Woodridge has captured a league title for 12 consecutive years and looks to be a threat this season as well.

The season opener for Woodridge is April 3 as the Bulldogs will compete at the April Fool’s Triangular at home against league rival Lodi Cloverleaf and Orrville.

“Going into the start of the 2021 track and field season, we really only know what we can expect out of our distance crew,” said Mercer.

“Lucky for us, we have the Division II state champion cross country team and it is led by the individual state champion in Ryan Champa, and that is a solid foundation for the team."

Having an individual state cross country champion like Champa really helps a senior class. Champa ran 10th in Ohio in the 3,200-meter race in 2019.

In addition, Woodridge also has senior distance runners Caden Hibbs and Zayd Elkurd returning for what promises to be a banner final season.

Hibbs ran in the 3,200-meter relay that was fourth in Ohio in 2019 and the regional qualifying 1,600-meter relay.

Elkurd ran a leg in that very same state-placing 3,200-meter relay when Woodridge shined in the regional championships in 2019.

“We expect a lot this season from Hibbs and Elkurd and they will score big for us,” said the coach.

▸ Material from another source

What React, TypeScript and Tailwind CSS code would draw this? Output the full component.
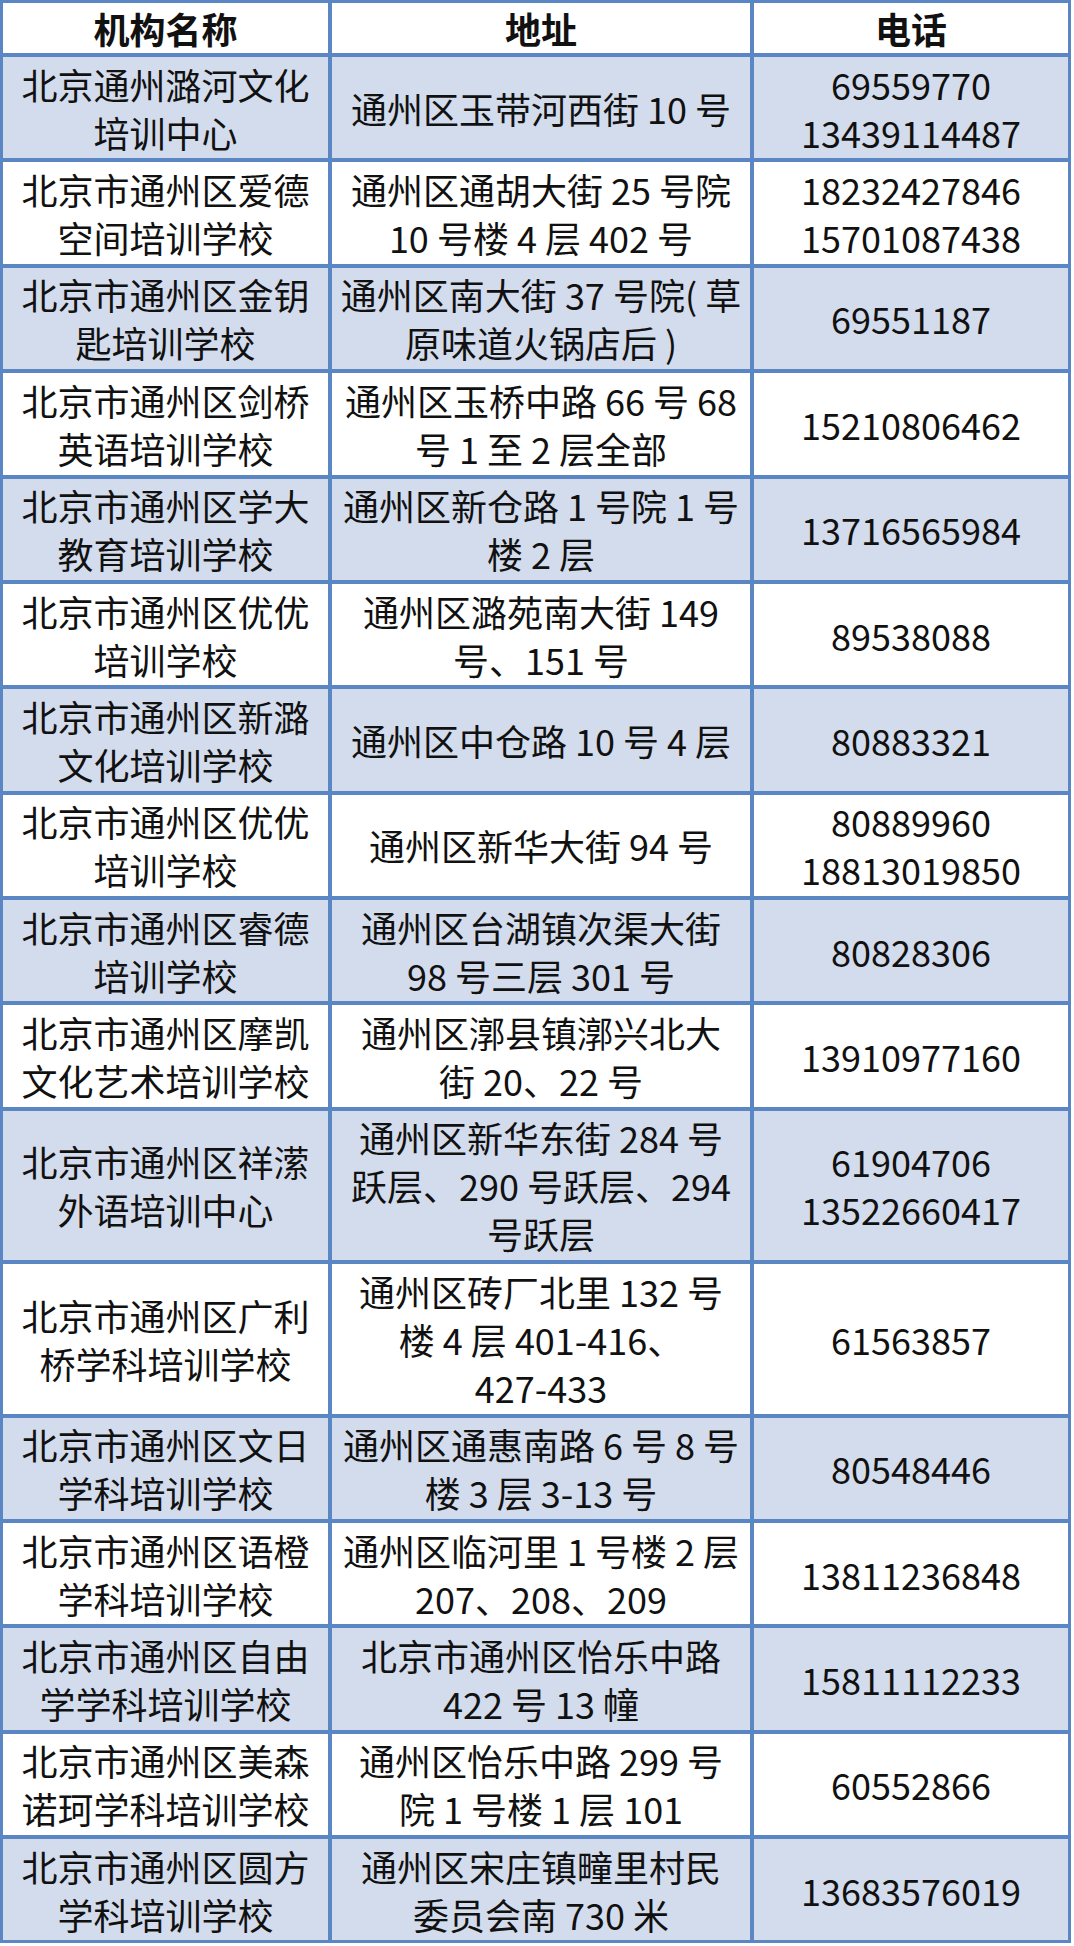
import React from "react";

type Row = { name: string[]; addr: string[]; tel: string[] };

const rows: Row[] = [
  { name: ["北京通州潞河文化", "培训中心"], addr: ["通州区玉带河西街 10 号"], tel: ["69559770", "13439114487"] },
  { name: ["北京市通州区爱德", "空间培训学校"], addr: ["通州区通胡大街 25 号院", "10 号楼 4 层 402 号"], tel: ["18232427846", "15701087438"] },
  { name: ["北京市通州区金钥", "匙培训学校"], addr: ["通州区南大街 37 号院( 草", "原味道火锅店后 )"], tel: ["69551187"] },
  { name: ["北京市通州区剑桥", "英语培训学校"], addr: ["通州区玉桥中路 66 号 68", "号 1 至 2 层全部"], tel: ["15210806462"] },
  { name: ["北京市通州区学大", "教育培训学校"], addr: ["通州区新仓路 1 号院 1 号", "楼 2 层"], tel: ["13716565984"] },
  { name: ["北京市通州区优优", "培训学校"], addr: ["通州区潞苑南大街 149", "号、151 号"], tel: ["89538088"] },
  { name: ["北京市通州区新潞", "文化培训学校"], addr: ["通州区中仓路 10 号 4 层"], tel: ["80883321"] },
  { name: ["北京市通州区优优", "培训学校"], addr: ["通州区新华大街 94 号"], tel: ["80889960", "18813019850"] },
  { name: ["北京市通州区睿德", "培训学校"], addr: ["通州区台湖镇次渠大街", "98 号三层 301 号"], tel: ["80828306"] },
  { name: ["北京市通州区摩凯", "文化艺术培训学校"], addr: ["通州区漷县镇漷兴北大", "街 20、22 号"], tel: ["13910977160"] },
  { name: ["北京市通州区祥潆", "外语培训中心"], addr: ["通州区新华东街 284 号", "跃层、290 号跃层、294", "号跃层"], tel: ["61904706", "13522660417"] },
  { name: ["北京市通州区广利", "桥学科培训学校"], addr: ["通州区砖厂北里 132 号", "楼 4 层 401-416、", "427-433"], tel: ["61563857"] },
  { name: ["北京市通州区文日", "学科培训学校"], addr: ["通州区通惠南路 6 号 8 号", "楼 3 层 3-13 号"], tel: ["80548446"] },
  { name: ["北京市通州区语橙", "学科培训学校"], addr: ["通州区临河里 1 号楼 2 层", "207、208、209"], tel: ["13811236848"] },
  { name: ["北京市通州区自由", "学学科培训学校"], addr: ["北京市通州区怡乐中路", "422 号 13 幢"], tel: ["15811112233"] },
  { name: ["北京市通州区美森", "诺珂学科培训学校"], addr: ["通州区怡乐中路 299 号", "院 1 号楼 1 层 101"], tel: ["60552866"] },
  { name: ["北京市通州区圆方", "学科培训学校"], addr: ["通州区宋庄镇疃里村民", "委员会南 730 米"], tel: ["13683576019"] },
];

function Cell({ lines, blue }: { lines: string[]; blue: boolean }) {
  return (
    <div
      className={`flex flex-col items-center justify-center py-[2.7px] text-center ${
        blue ? "bg-[#d3dcec]" : "bg-white"
      }`}
    >
      {lines.map((l, i) => (
        <div key={i} className="whitespace-nowrap leading-[48px]">
          {l}
        </div>
      ))}
    </div>
  );
}

export default function App() {
  return (
    <div
      className="w-[1074px] bg-white text-[36px] text-[#111111]"
      style={{ fontFamily: '"Noto Sans CJK SC", "Noto Sans", sans-serif' }}
    >
      <div className="grid w-[1071px] grid-cols-[325px_418px_314px] gap-[4px] bg-[#5a86c4] p-[3px]">
        <div className="flex h-[50px] items-center justify-center bg-white font-bold">机构名称</div>
        <div className="flex h-[50px] items-center justify-center bg-white font-bold">地址</div>
        <div className="flex h-[50px] items-center justify-center bg-white font-bold">电话</div>
        {rows.map((r, i) => {
          const blue = i % 2 === 0;
          return (
            <React.Fragment key={i}>
              <Cell lines={r.name} blue={blue} />
              <Cell lines={r.addr} blue={blue} />
              <Cell lines={r.tel} blue={blue} />
            </React.Fragment>
          );
        })}
      </div>
    </div>
  );
}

In addition, senior twin brothers are back in Andrew Lauck and Ryan Lauck, who along with junior standout Aaron Dutt, sophomore Seth Singer, and junior Drew Shaheen, competed in the cross-country championships.

“We obviously have a lot of experience in our distance running and versatility,” remarked Mercer. “The Lauck twins both have great experience in the mile and two-mile races.”

“I think as the season progresses, all of our kids will find their niche, and I also think that some of the distance runners and our depth will fall down into the 400-meter range to help and also compete in the relay events,” he added.

Senior thrower Angelo Regec is back after a successful 2019 campaign. He will throw the shot put and discus.

“Angelo performed well as a sophomore and he could be poised for a big year,” said Mercer.

Other returning seniors who may be solid scorers include Dom Stasik (sprints, sprint relays), Nic Tafini (hurdles), Jacob Looman (sprints, sprint relays, and Jacob Samerdak (throws).

Kyle Carey is another junior that also brings solid experience, according to Mercer.

“This year, Kyle will be our top returning 400-meter runner,” said Mercer.

Mercer also believes that junior Cooper Defrange will also help the club with his versatility.

“Cooper will contribute in the high jump, long jump, and pole vault,” said the coach.

Junior newcomer Kaeden Cyc is another quality thrower for the Bulldogs, along with sophomore standout Oliver Mayer. Woodridge has depth in the weights.

Woodridge also has young sprint talent, led by freshman Jack Novak.

“Jack potentially could be our most talented sprinter in the 100,” offered Mercer.

The coaching staff includes co-head coaches Jeff Howard (the girls head coach and cross-country head coach) and Mercer, who helps instruct all over and including sprinters, plus assistant coaches Mike Duve (sprints/hurdles/long jump), Aaron Mayer (throws), Brian Davis (pole vault), Jacob Mally (sprints/jumps), volunteer pole vault coach Reece Mercer, and strength and conditioning coach Dominic Ravanelli.

Woodridge will open the MAC April 6 at home in a tri-meet against Field and Springfield. The MAC Championships are set for May 13 and will be hosted by Ravenna.

“This is the first year of our new conference and we expect to challenge for the championship as our strength and depth in the middle distance and distance events will put us in a solid position,” said Mercer.

Coming off of a district title in 2019, the Bulldogs will test the Division II waters this season and hope to be in the mix for a promising post season as well.

“Our first goal is to put ourselves in a position to challenge for a league title this season,” said Mercer.